I have a girlfriend who has three mothers - her mother and two step mothers (both divorced from her father, both still involved in her life).

The title isn’t exclusive and can mean a wide variety of things.

The poster you’re responding to wasn’t talking about hysterics in the thread, rather, s/he was referring to the “hysterical” reactions the OP says s/he gets IRL when she discusses this issue with people. The poster you’re responding to is explaining to the OP that s/he gets these “hysterical reactions” because she’s using language that is perfectly acceptable in her own ideolect, yet perfectly offensive in standard usage. That’s pretty close to what you’re saying too, idn’it?

Count Olaf!

How goes the plot to separate the Beaudelaire orphans from their legacy?

OK, that’s you. But who are you to decide what someone else’s familial obligations are? And what difference does the risks involved in bearing children matter? I’ve given birth to two kids, and at no time during the pregnancies and deliveries was my life ever in danger. Does that mean my kids have less obligation to me?

Can you explain this a little more? Whose sense of trust is at issue here? How could it possibly affect a third party’s relationship with the individuals? My adoption has no bearing whatsoever on my relationship with my teachers, friends, or anyone else, and why should it?

Can you explain WHY a child should be raised among people of his or her own background?

Thank you for releasing my pressure valve! I was about to blow a gasket until I read this. You made my night!

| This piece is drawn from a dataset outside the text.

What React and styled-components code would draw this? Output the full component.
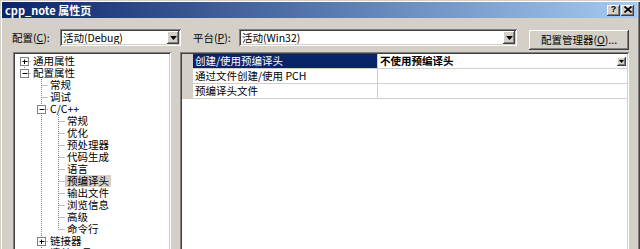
import React from "react";
import styled, { createGlobalStyle } from "styled-components";

const colors = {
  face: "#d4d0c8",
  shadow: "#808080",
  dark: "#404040",
  light: "#ffffff",
  navy: "#0a246a",
  titleEnd: "#a6caf0",
};

const font = `"Noto Sans CJK SC", "Liberation Sans", sans-serif`;

const raised = `
  box-shadow: inset -1px -1px 0 ${colors.dark}, inset 1px 1px 0 ${colors.light},
    inset -2px -2px 0 ${colors.shadow}, inset 2px 2px 0 ${colors.face};
`;

const sunken = `
  box-shadow: inset 1px 1px 0 ${colors.shadow}, inset -1px -1px 0 ${colors.light},
    inset 2px 2px 0 ${colors.dark}, inset -2px -2px 0 ${colors.face};
`;

const GlobalStyle = createGlobalStyle`
  html, body {
    margin: 0;
    padding: 0;
    background: ${colors.face};
    overflow: hidden;
  }
  * { box-sizing: border-box; }
`;

const Window = styled.div`
  width: 640px;
  height: 249px;
  padding: 2px 3px 0 2px;
  background: ${colors.face};
  box-shadow: inset 1px 1px 0 ${colors.face}, inset 2px 2px 0 ${colors.light},
    inset -1px 0 0 ${colors.dark}, inset -2px 0 0 ${colors.shadow};
  font-family: ${font};
  font-size: 10.5px;
  color: #000;
  display: flex;
  flex-direction: column;
  overflow: hidden;
`;

const TitleBar = styled.div`
  height: 16px;
  flex: none;
  display: flex;
  align-items: center;
  padding: 0 3px 0 3px;
  background: linear-gradient(to right, ${colors.navy}, ${colors.titleEnd});
`;

const TitleText = styled.span`
  flex: 1;
  color: #fff;
  font-weight: bold;
  font-size: 11px;
  line-height: 16px;
  white-space: nowrap;
`;

const CaptionButtons = styled.div`
  display: flex;
  gap: 1px;
`;

const CaptionButton = styled.div`
  width: 13px;
  height: 11px;
  background: ${colors.face};
  ${raised}
  display: flex;
  align-items: center;
  justify-content: center;
  font-family: "Liberation Sans", sans-serif;
  font-weight: bold;
  font-size: 9px;
  line-height: 11px;
  padding-bottom: 1px;
`;

const Toolbar = styled.div`
  flex: none;
  height: 20px;
  margin-top: 11px;
  padding-left: 10px;
  display: flex;
  align-items: flex-start;
`;

const FieldLabel = styled.span`
  width: ${(p) => p.$width}px;
  margin-left: ${(p) => p.$offset || 0}px;
  height: 17px;
  line-height: 17px;
  white-space: nowrap;
`;

const Accel = styled.span`
  text-decoration: underline;
  text-underline-offset: 1px;
`;

const Combo = styled.div`
  width: ${(p) => p.$width}px;
  height: 17px;
  padding: 2px 2px 2px 3px;
  background: #fff;
  ${sunken}
  display: flex;
  align-items: center;
  line-height: 13px;
  white-space: nowrap;
`;

const ComboText = styled.span`
  flex: 1;
  overflow: hidden;
`;

const DropButton = styled.div`
  width: ${(p) => p.$size || 12}px;
  height: ${(p) => p.$size || 13}px;
  flex: none;
  background: ${colors.face};
  ${raised}
  display: flex;
  align-items: center;
  justify-content: center;
`;

const PushButton = styled.div`
  width: 100px;
  height: 20px;
  margin-left: 12px;
  margin-top: 1px;
  background: ${colors.face};
  ${raised}
  display: flex;
  align-items: center;
  justify-content: center;
  line-height: 18px;
  white-space: nowrap;
`;

const Main = styled.div`
  flex: none;
  height: 220px;
  margin-top: 3px;
  padding-left: 11px;
  display: flex;
  gap: 9px;
`;

const TreePanel = styled.div`
  width: 158px;
  height: 100%;
  background: #fff;
  ${sunken}
  padding: 3px 2px 0 2px;
  overflow: hidden;
`;

const TreeRow = styled.div`
  height: 12px;
  display: flex;
  align-items: center;
`;

const TreeLabel = styled.span`
  padding: 0 2px;
  line-height: 12px;
  white-space: nowrap;
  background: ${(p) => (p.$selected ? colors.face : "transparent")};
`;

const GridPanel = styled.div`
  width: 449px;
  height: 100%;
  background: #fff;
  ${sunken}
  padding: 2px;
`;

const GridRow = styled.div`
  display: grid;
  grid-template-columns: 11px 184px 1fr;
  height: 15px;
`;

const Gutter = styled.div`
  background: ${colors.face};
`;

const NameCell = styled.div`
  padding-left: 2px;
  line-height: 14px;
  height: 15px;
  white-space: nowrap;
  border-bottom: 1px solid ${colors.face};
  background: ${(p) => (p.$selected ? colors.navy : "#fff")};
  background-clip: content-box;
  color: ${(p) => (p.$selected ? "#fff" : "#000")};
  box-shadow: ${(p) => (p.$selected ? `inset 2px 0 0 ${colors.navy}` : "none")};
`;

const ValueCell = styled.div`
  display: flex;
  align-items: center;
  padding: 0 1px 0 2px;
  height: 15px;
  line-height: 14px;
  border-left: 1px solid ${colors.face};
  border-bottom: 1px solid ${colors.face};
  font-weight: ${(p) => (p.$bold ? "bold" : "normal")};
  white-space: nowrap;
`;

const ValueText = styled.span`
  flex: 1;
`;

const Arrow = ({ w = 7, h = 4 }) => (
  <svg width={w} height={h} viewBox={`0 0 ${w} ${h}`}>
    <polygon points={`0,0 ${w},0 ${w / 2},${h}`} fill="#000" />
  </svg>
);

const CloseGlyph = () => (
  <svg width="8" height="7" viewBox="0 0 8 7">
    <path d="M0.5 0.5 L7.5 6.5 M7.5 0.5 L0.5 6.5" stroke="#000" strokeWidth="1.6" />
  </svg>
);

const IND = 17;

const TreeGuide = ({ level, trail, first, hasNext, box }) => {
  const width = 16 + IND * level;
  const cx = 9 + IND * level + 0.5;
  const dash = { stroke: colors.shadow, strokeDasharray: "1 1", strokeWidth: 1 };
  return (
    <svg width={width} height="12" viewBox={`0 0 ${width} 12`} style={{ flex: "none" }}>
      {trail.map((on, k) =>
        on ? <line key={k} x1={9 + IND * k + 0.5} y1="0" x2={9 + IND * k + 0.5} y2="12" {...dash} /> : null
      )}
      <line x1={cx} y1={first ? 6 : 0} x2={cx} y2={hasNext ? 12 : 6} {...dash} />
      <line x1={cx} y1="6.5" x2={width} y2="6.5" {...dash} />
      {box && (
        <g>
          <rect x={cx - 4} y="2.5" width="8" height="8" fill="#fff" stroke={colors.shadow} />
          <line x1={cx - 2} y1="6.5" x2={cx + 3} y2="6.5" stroke="#000" />
          {box === "plus" && <line x1={cx} y1="4.5" x2={cx} y2="9" stroke="#000" />}
        </g>
      )}
    </svg>
  );
};

const cppChildren = ["常规", "优化", "预处理器", "代码生成", "语言", "预编译头", "输出文件", "浏览信息", "高级", "命令行"];

const treeRows = [
  { label: "通用属性", level: 0, trail: [], first: true, hasNext: true, box: "plus" },
  { label: "配置属性", level: 0, trail: [], hasNext: false, box: "minus" },
  { label: "常规", level: 1, trail: [false], hasNext: true },
  { label: "调试", level: 1, trail: [false], hasNext: true },
  { label: "C/C++", level: 1, trail: [false], hasNext: true, box: "minus" },
  ...cppChildren.map((label, i) => ({
    label,
    level: 2,
    trail: [false, true],
    hasNext: i < cppChildren.length - 1,
    selected: label === "预编译头",
  })),
  { label: "链接器", level: 1, trail: [false], hasNext: true, box: "plus" },
  { label: "清单工具", level: 1, trail: [false], hasNext: true, box: "plus" },
];

const gridRows = [
  { name: "创建/使用预编译头", value: "不使用预编译头", selected: true },
  { name: "通过文件创建/使用 PCH", value: "" },
  { name: "预编译头文件", value: "" },
];

export default function App() {
  return (
    <>
      <GlobalStyle />
      <Window>
        <TitleBar>
          <TitleText>cpp_note 属性页</TitleText>
          <CaptionButtons>
            <CaptionButton>?</CaptionButton>
            <CaptionButton>
              <CloseGlyph />
            </CaptionButton>
          </CaptionButtons>
        </TitleBar>

        <Toolbar>
          <FieldLabel $width={48}>
            配置(<Accel>C</Accel>):
          </FieldLabel>
          <Combo $width={121}>
            <ComboText>活动(Debug)</ComboText>
            <DropButton>
              <Arrow />
            </DropButton>
          </Combo>
          <FieldLabel $width={46} $offset={12}>
            平台(<Accel>P</Accel>):
          </FieldLabel>
          <Combo $width={278}>
            <ComboText>活动(Win32)</ComboText>
            <DropButton>
              <Arrow />
            </DropButton>
          </Combo>
          <PushButton>
            配置管理器(<Accel>O</Accel>)...
          </PushButton>
        </Toolbar>

        <Main>
          <TreePanel>
            {treeRows.map((row, i) => (
              <TreeRow key={i}>
                <TreeGuide {...row} />
                <TreeLabel $selected={row.selected}>{row.label}</TreeLabel>
              </TreeRow>
            ))}
          </TreePanel>

          <GridPanel>
            {gridRows.map((row, i) => (
              <GridRow key={i}>
                <Gutter />
                <NameCell $selected={row.selected}>{row.name}</NameCell>
                <ValueCell $bold={row.selected}>
                  <ValueText>{row.value}</ValueText>
                  {row.selected && (
                    <DropButton $size={9}>
                      <Arrow w={5} h={3} />
                    </DropButton>
                  )}
                </ValueCell>
              </GridRow>
            ))}
          </GridPanel>
        </Main>
      </Window>
    </>
  );
}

It’s very kind of you to say so.

Sorry not to respond sooner - I was threatening my children with death if they failed to call me “daddy”, and all my daughter did was roll her eyes and tell me to switch to decaf.

Regards,
Shodan

You are a better adoptive parent than I am…having rescued my indentured servant from a miserable life, I feel that I should be addressed as “Mistress” and had him scrub the bathroom this morning with his toothbrush while my spoiled biological child watched and laughed at him and called me Mommy.

I remind my children all the time that life isn’t fair.

Don’t forget. He has to live in the tiny room under the stairs, too.